**Data segment**.
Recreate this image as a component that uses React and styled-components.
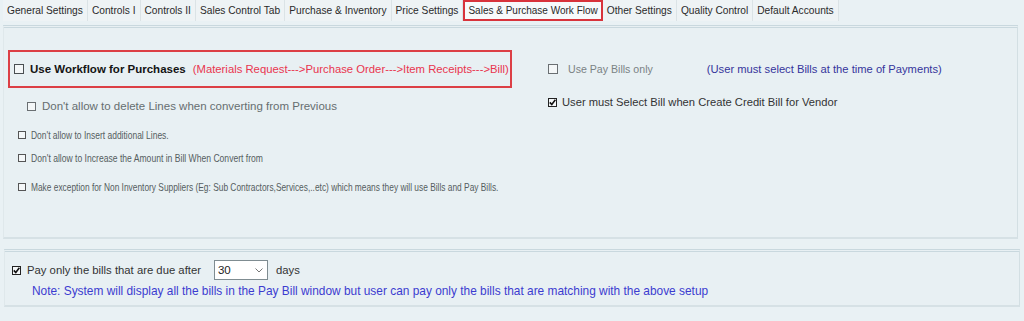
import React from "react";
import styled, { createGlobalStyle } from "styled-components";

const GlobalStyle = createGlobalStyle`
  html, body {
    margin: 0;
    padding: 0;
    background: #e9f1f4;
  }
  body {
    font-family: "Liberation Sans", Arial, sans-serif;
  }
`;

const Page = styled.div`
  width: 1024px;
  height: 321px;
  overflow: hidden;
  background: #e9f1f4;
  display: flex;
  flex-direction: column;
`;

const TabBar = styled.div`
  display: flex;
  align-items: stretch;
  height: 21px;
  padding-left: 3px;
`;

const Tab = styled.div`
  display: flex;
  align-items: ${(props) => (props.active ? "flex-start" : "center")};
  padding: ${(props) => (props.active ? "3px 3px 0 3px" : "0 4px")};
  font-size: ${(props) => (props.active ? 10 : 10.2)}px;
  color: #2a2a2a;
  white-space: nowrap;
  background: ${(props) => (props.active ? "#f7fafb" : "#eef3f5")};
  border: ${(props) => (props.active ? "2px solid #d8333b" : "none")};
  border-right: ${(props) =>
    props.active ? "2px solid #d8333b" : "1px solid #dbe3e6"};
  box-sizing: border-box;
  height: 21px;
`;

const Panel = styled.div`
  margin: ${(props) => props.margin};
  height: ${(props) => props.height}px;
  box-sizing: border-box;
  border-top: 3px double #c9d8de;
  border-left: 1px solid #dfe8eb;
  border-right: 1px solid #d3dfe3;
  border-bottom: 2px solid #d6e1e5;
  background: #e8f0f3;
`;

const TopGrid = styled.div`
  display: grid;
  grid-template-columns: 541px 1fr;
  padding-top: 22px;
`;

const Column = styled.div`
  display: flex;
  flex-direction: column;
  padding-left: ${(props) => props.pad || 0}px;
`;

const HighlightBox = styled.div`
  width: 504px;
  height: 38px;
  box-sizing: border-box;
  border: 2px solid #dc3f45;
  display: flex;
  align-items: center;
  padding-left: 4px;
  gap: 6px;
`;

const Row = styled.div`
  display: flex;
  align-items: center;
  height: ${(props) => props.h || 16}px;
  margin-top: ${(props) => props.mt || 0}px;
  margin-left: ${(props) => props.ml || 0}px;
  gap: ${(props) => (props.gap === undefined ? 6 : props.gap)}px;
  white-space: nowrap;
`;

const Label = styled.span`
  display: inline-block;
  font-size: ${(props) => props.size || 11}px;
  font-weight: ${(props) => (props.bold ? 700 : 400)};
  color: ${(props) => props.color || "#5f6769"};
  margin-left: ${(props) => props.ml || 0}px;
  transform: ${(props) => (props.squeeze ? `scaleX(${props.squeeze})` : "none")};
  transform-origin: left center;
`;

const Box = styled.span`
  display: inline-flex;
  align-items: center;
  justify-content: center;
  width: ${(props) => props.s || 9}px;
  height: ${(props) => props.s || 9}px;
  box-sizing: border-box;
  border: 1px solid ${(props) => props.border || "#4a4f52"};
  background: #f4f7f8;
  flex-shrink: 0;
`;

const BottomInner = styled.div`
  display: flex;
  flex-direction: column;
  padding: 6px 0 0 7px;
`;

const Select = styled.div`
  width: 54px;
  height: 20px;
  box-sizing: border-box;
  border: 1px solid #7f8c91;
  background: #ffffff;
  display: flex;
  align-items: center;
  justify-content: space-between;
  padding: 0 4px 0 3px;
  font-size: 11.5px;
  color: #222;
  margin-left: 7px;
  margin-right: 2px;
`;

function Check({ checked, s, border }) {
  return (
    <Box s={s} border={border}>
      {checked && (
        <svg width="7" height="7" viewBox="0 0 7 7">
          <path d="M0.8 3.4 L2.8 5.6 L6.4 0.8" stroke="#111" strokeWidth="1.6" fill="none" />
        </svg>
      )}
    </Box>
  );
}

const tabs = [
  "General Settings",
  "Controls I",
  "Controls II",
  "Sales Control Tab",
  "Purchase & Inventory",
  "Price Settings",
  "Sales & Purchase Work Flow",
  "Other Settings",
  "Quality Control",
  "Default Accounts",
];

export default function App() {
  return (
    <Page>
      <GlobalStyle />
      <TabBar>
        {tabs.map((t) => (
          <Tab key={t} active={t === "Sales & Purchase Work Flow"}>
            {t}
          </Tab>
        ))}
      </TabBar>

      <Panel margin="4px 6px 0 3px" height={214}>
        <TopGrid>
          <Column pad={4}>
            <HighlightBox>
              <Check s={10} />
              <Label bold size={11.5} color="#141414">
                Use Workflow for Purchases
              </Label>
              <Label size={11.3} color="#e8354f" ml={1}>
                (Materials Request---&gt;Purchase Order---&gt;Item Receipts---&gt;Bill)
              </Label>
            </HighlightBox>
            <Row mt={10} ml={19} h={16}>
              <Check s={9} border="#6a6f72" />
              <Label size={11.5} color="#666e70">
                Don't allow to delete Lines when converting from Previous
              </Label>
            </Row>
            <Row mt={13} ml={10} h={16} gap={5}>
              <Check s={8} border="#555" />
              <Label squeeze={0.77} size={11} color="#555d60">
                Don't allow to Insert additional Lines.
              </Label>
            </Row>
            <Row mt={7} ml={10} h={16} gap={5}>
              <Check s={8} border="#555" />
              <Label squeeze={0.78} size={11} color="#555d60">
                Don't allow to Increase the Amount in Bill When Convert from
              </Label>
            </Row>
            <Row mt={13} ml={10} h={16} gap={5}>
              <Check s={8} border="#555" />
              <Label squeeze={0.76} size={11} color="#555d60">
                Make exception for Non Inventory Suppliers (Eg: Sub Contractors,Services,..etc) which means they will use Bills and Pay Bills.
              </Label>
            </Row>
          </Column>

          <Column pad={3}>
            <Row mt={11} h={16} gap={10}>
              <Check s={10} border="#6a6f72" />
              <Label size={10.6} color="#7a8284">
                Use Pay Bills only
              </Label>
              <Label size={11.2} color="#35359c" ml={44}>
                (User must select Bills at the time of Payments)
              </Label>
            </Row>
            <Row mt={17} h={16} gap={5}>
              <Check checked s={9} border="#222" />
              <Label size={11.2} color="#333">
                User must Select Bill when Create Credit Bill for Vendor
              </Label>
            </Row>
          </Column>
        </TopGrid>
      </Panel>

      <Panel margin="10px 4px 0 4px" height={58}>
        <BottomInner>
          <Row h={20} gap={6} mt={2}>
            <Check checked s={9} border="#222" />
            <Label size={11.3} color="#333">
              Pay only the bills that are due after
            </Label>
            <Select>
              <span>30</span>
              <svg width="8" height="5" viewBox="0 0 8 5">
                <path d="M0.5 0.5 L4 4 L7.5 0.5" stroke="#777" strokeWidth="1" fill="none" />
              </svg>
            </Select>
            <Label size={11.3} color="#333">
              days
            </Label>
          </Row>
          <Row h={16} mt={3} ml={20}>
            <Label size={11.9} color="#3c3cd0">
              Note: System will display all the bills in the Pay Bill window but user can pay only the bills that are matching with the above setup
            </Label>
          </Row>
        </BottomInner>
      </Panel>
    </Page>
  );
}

**Given problem**. Make an exact copy of the listing above. Do not include the pictures.

**Task result**.
Recreate this image as a component that uses React and styled-components.
import React from "react";
import styled, { createGlobalStyle } from "styled-components";

const GlobalStyle = createGlobalStyle`
  html, body {
    margin: 0;
    padding: 0;
    background: #e9f1f4;
  }
  body {
    font-family: "Liberation Sans", Arial, sans-serif;
  }
`;

const Page = styled.div`
  width: 1024px;
  height: 321px;
  overflow: hidden;
  background: #e9f1f4;
  display: flex;
  flex-direction: column;
`;

const TabBar = styled.div`
  display: flex;
  align-items: stretch;
  height: 21px;
  padding-left: 3px;
`;

const Tab = styled.div`
  display: flex;
  align-items: ${(props) => (props.active ? "flex-start" : "center")};
  padding: ${(props) => (props.active ? "3px 3px 0 3px" : "0 4px")};
  font-size: ${(props) => (props.active ? 10 : 10.2)}px;
  color: #2a2a2a;
  white-space: nowrap;
  background: ${(props) => (props.active ? "#f7fafb" : "#eef3f5")};
  border: ${(props) => (props.active ? "2px solid #d8333b" : "none")};
  border-right: ${(props) =>
    props.active ? "2px solid #d8333b" : "1px solid #dbe3e6"};
  box-sizing: border-box;
  height: 21px;
`;

const Panel = styled.div`
  margin: ${(props) => props.margin};
  height: ${(props) => props.height}px;
  box-sizing: border-box;
  border-top: 3px double #c9d8de;
  border-left: 1px solid #dfe8eb;
  border-right: 1px solid #d3dfe3;
  border-bottom: 2px solid #d6e1e5;
  background: #e8f0f3;
`;

const TopGrid = styled.div`
  display: grid;
  grid-template-columns: 541px 1fr;
  padding-top: 22px;
`;

const Column = styled.div`
  display: flex;
  flex-direction: column;
  padding-left: ${(props) => props.pad || 0}px;
`;

const HighlightBox = styled.div`
  width: 504px;
  height: 38px;
  box-sizing: border-box;
  border: 2px solid #dc3f45;
  display: flex;
  align-items: center;
  padding-left: 4px;
  gap: 6px;
`;

const Row = styled.div`
  display: flex;
  align-items: center;
  height: ${(props) => props.h || 16}px;
  margin-top: ${(props) => props.mt || 0}px;
  margin-left: ${(props) => props.ml || 0}px;
  gap: ${(props) => (props.gap === undefined ? 6 : props.gap)}px;
  white-space: nowrap;
`;

const Label = styled.span`
  display: inline-block;
  font-size: ${(props) => props.size || 11}px;
  font-weight: ${(props) => (props.bold ? 700 : 400)};
  color: ${(props) => props.color || "#5f6769"};
  margin-left: ${(props) => props.ml || 0}px;
  transform: ${(props) => (props.squeeze ? `scaleX(${props.squeeze})` : "none")};
  transform-origin: left center;
`;

const Box = styled.span`
  display: inline-flex;
  align-items: center;
  justify-content: center;
  width: ${(props) => props.s || 9}px;
  height: ${(props) => props.s || 9}px;
  box-sizing: border-box;
  border: 1px solid ${(props) => props.border || "#4a4f52"};
  background: #f4f7f8;
  flex-shrink: 0;
`;

const BottomInner = styled.div`
  display: flex;
  flex-direction: column;
  padding: 6px 0 0 7px;
`;

const Select = styled.div`
  width: 54px;
  height: 20px;
  box-sizing: border-box;
  border: 1px solid #7f8c91;
  background: #ffffff;
  display: flex;
  align-items: center;
  justify-content: space-between;
  padding: 0 4px 0 3px;
  font-size: 11.5px;
  color: #222;
  margin-left: 7px;
  margin-right: 2px;
`;

function Check({ checked, s, border }) {
  return (
    <Box s={s} border={border}>
      {checked && (
        <svg width="7" height="7" viewBox="0 0 7 7">
          <path d="M0.8 3.4 L2.8 5.6 L6.4 0.8" stroke="#111" strokeWidth="1.6" fill="none" />
        </svg>
      )}
    </Box>
  );
}

const tabs = [
  "General Settings",
  "Controls I",
  "Controls II",
  "Sales Control Tab",
  "Purchase & Inventory",
  "Price Settings",
  "Sales & Purchase Work Flow",
  "Other Settings",
  "Quality Control",
  "Default Accounts",
];

export default function App() {
  return (
    <Page>
      <GlobalStyle />
      <TabBar>
        {tabs.map((t) => (
          <Tab key={t} active={t === "Sales & Purchase Work Flow"}>
            {t}
          </Tab>
        ))}
      </TabBar>

      <Panel margin="4px 6px 0 3px" height={214}>
        <TopGrid>
          <Column pad={4}>
            <HighlightBox>
              <Check s={10} />
              <Label bold size={11.5} color="#141414">
                Use Workflow for Purchases
              </Label>
              <Label size={11.3} color="#e8354f" ml={1}>
                (Materials Request---&gt;Purchase Order---&gt;Item Receipts---&gt;Bill)
              </Label>
            </HighlightBox>
            <Row mt={10} ml={19} h={16}>
              <Check s={9} border="#6a6f72" />
              <Label size={11.5} color="#666e70">
                Don't allow to delete Lines when converting from Previous
              </Label>
            </Row>
            <Row mt={13} ml={10} h={16} gap={5}>
              <Check s={8} border="#555" />
              <Label squeeze={0.77} size={11} color="#555d60">
                Don't allow to Insert additional Lines.
              </Label>
            </Row>
            <Row mt={7} ml={10} h={16} gap={5}>
              <Check s={8} border="#555" />
              <Label squeeze={0.78} size={11} color="#555d60">
                Don't allow to Increase the Amount in Bill When Convert from
              </Label>
            </Row>
            <Row mt={13} ml={10} h={16} gap={5}>
              <Check s={8} border="#555" />
              <Label squeeze={0.76} size={11} color="#555d60">
                Make exception for Non Inventory Suppliers (Eg: Sub Contractors,Services,..etc) which means they will use Bills and Pay Bills.
              </Label>
            </Row>
          </Column>

          <Column pad={3}>
            <Row mt={11} h={16} gap={10}>
              <Check s={10} border="#6a6f72" />
              <Label size={10.6} color="#7a8284">
                Use Pay Bills only
              </Label>
              <Label size={11.2} color="#35359c" ml={44}>
                (User must select Bills at the time of Payments)
              </Label>
            </Row>
            <Row mt={17} h={16} gap={5}>
              <Check checked s={9} border="#222" />
              <Label size={11.2} color="#333">
                User must Select Bill when Create Credit Bill for Vendor
              </Label>
            </Row>
          </Column>
        </TopGrid>
      </Panel>

      <Panel margin="10px 4px 0 4px" height={58}>
        <BottomInner>
          <Row h={20} gap={6} mt={2}>
            <Check checked s={9} border="#222" />
            <Label size={11.3} color="#333">
              Pay only the bills that are due after
            </Label>
            <Select>
              <span>30</span>
              <svg width="8" height="5" viewBox="0 0 8 5">
                <path d="M0.5 0.5 L4 4 L7.5 0.5" stroke="#777" strokeWidth="1" fill="none" />
              </svg>
            </Select>
            <Label size={11.3} color="#333">
              days
            </Label>
          </Row>
          <Row h={16} mt={3} ml={20}>
            <Label size={11.9} color="#3c3cd0">
              Note: System will display all the bills in the Pay Bill window but user can pay only the bills that are matching with the above setup
            </Label>
          </Row>
        </BottomInner>
      </Panel>
    </Page>
  );
}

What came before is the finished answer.